At only 174cm in height and weighing less than 100kg, Uemura was not a large heavyweight. Nor was he particularly nimble. “My personal best for the 100-meter sprint was 17.7 seconds. I was short, I don’t have speed, I don’t have strength,” he recalled. Which is why he used his head. For example, he had noticed that most techniques taught were throws to the front and to the back. There were very few throws done to the side. He decided he would work on those to give himself an advantage.

In 1973, he competed in his first World Championships where he made it to the final. There, he lost to his teammate Kazuhiro Ninomiya and had to settle for silver. In the 1975 World’s, he once again made it to the final, and once again he faced his teammate Ninomiya. But this time, it was Uemura who won the gold.

Uemura’s second opponent in the 1975 World’s was none other than Shota Chochishvili, the 1972 Olympic Champion and pick-up specialist. Their match entailed a dramatic reversal of fortune. Chochishvili had managed to pick Uemura up with a dynamic Khabarelli technique that could have easily scored ippon. But the referee gave only a waza-ari. The impact of the fall had caused Chochishvili to be momentarily stunned. Without missing a beat, Uemura climbed on top of Chochishvili and pinned him with kami-shiho-gatame for ippon.

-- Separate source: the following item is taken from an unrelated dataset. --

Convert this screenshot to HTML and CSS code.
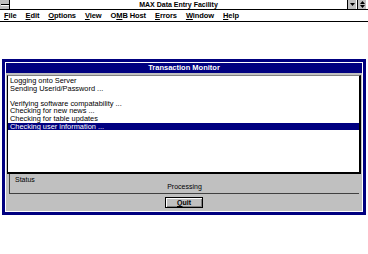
FILE: index.html
```html
<!DOCTYPE html>
<html lang="en">
  <head>
    <meta charset="UTF-8" />
    <title>MAX Data Entry Facility</title>
    <link rel="stylesheet" href="styles.css">
  </head>
  <body>

    <div class="titlebar">
      <div class="sysmenu"><span></span></div>
      <div class="app-title">MAX Data Entry Facility</div>
      <div class="tb-button">
        <svg width="7" height="7" viewBox="0 0 7 7"><path d="M1 2h5L3.5 5z" fill="#000"/></svg>
      </div>
      <div class="tb-button">
        <svg width="7" height="7" viewBox="0 0 7 7"><path d="M3.5 0L6 3H1zM3.5 7L1 4h5z" fill="#000"/></svg>
      </div>
    </div>

    <div class="menubar">
      <span><u>F</u>ile</span>
      <span><u>E</u>dit</span>
      <span><u>O</u>ptions</span>
      <span><u>V</u>iew</span>
      <span>O<u>M</u>B Host</span>
      <span><u>E</u>rrors</span>
      <span><u>W</u>indow</span>
      <span><u>H</u>elp</span>
    </div>

    <div class="dialog">
      <div class="dialog-inner">
        <div class="dialog-title">Transaction Monitor</div>

        <div class="log-list">
          <div class="log-line">Logging onto Server</div>
          <div class="log-line">Sending Userid/Password ...</div>
          <div class="log-line">&nbsp;</div>
          <div class="log-line">Verifying software compatability ...</div>
          <div class="log-line">Checking for new news ...</div>
          <div class="log-line">Checking for table updates</div>
          <div class="log-line selected">Checking user information ...</div>
        </div>

        <div class="status-box">
          <div class="status-label">Status</div>
          <div class="status-value">Processing</div>
        </div>

        <div class="button-row">
          <button class="dlg-button"><u>Q</u>uit</button>
        </div>
      </div>
    </div>

  </body>
</html>
```

FILE: styles.css
```css
body {
  margin: 0;
  width: 368px;
  height: 254px;
  overflow: hidden;
  background: #fff;
  font-family: "Liberation Sans", Arial, sans-serif;
  color: #000;
}

.titlebar {
  display: flex;
  height: 9px;
  border-bottom: 1px solid #000;
  padding-right: 2px;
}
.sysmenu {
  width: 9px;
  height: 9px;
  background: #c0c0c0;
  border-right: 1px solid #000;
  display: flex;
  align-items: center;
  justify-content: center;
}
.sysmenu span {
  width: 8px;
  height: 1px;
  background: #000;
  border-bottom: 1px solid #fff;
}
.app-title {
  flex: 1;
  text-align: center;
  font-size: 7px;
  font-weight: bold;
  line-height: 9px;
}
.tb-button {
  width: 8px;
  height: 9px;
  background: #c0c0c0;
  border-left: 1px solid #000;
  display: flex;
  align-items: center;
  justify-content: center;
}
.tb-button + .tb-button {
  margin-left: 1px;
}

.menubar {
  display: flex;
  gap: 9px;
  height: 11px;
  padding-left: 4px;
  border-bottom: 1px solid #000;
  font-size: 7.5px;
  font-weight: bold;
  line-height: 12px;
  letter-spacing: -0.1px;
}

.dialog {
  margin: 37px 0 0 2px;
  width: 358px;
  height: 150px;
  border: 3px solid #000080;
}
.dialog-inner {
  height: 148px;
  border: 1px solid #fff;
  background: #c0c0c0;
  display: flex;
  flex-direction: column;
}
.dialog-title {
  height: 10px;
  background: #000080;
  color: #fff;
  text-align: center;
  font-size: 7.5px;
  font-weight: bold;
  line-height: 10px;
}

.log-list {
  margin: 2px 1px 0 1px;
  height: 95px;
  background: #fff;
  border-top: 1px solid #808080;
  border-left: 1px solid #000;
  border-right: 2px solid #000;
  border-bottom: 2px solid #000;
  padding-top: 1px;
  font-size: 7.4px;
}
.log-line {
  line-height: 7.6px;
  padding-left: 2px;
  white-space: nowrap;
}
.log-line.selected {
  background: #000080;
  color: #fff;
}

.status-box {
  margin: 0 3px;
  height: 19px;
  border-left: 1px solid #404040;
  border-bottom: 1px solid #404040;
  font-size: 7px;
}
.status-label {
  padding: 2px 0 0 5px;
  line-height: 7px;
}
.status-value {
  text-align: center;
  line-height: 8px;
}

.button-row {
  display: flex;
  justify-content: center;
  padding-top: 3px;
}
.dlg-button {
  width: 38px;
  height: 11px;
  padding: 0;
  background: #c0c0c0;
  border: 1px solid #000;
  box-shadow: inset 1px 1px 0 #fff, inset -1px -1px 0 #808080;
  font-family: "Liberation Sans", Arial, sans-serif;
  font-size: 7px;
  font-weight: bold;
  line-height: 9px;
}
```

Some observers considered Uemura’s win to be a lucky break and many were looking forward to a rematch in Montreal. It did happen but not in the final. They were both drawn on the same side of the pool so they met in the semifinal. As it turned out, the rematch was something of a let-down. Uemura, now fully aware of Chochishvili’s pick-up abilities, fought a tactical match and in the end, won by decision.

His final match was against Britains’ Keith Remfry. Uemura was the smaller of the two and he resorted to doing many drop techniques which Remfry was able to quash. At one point, Remfry looked like he could get an armlock on Uemura but he didn’t succeed. Uemura got a yuko score from an ouchi-gari technique that took Remfry onto his side. Uemura quickly followed up with a kami-shiho-gatame to finish the match. With that victory, on the last day of the judo competition, Japan finally won its first Olympic Open weight gold.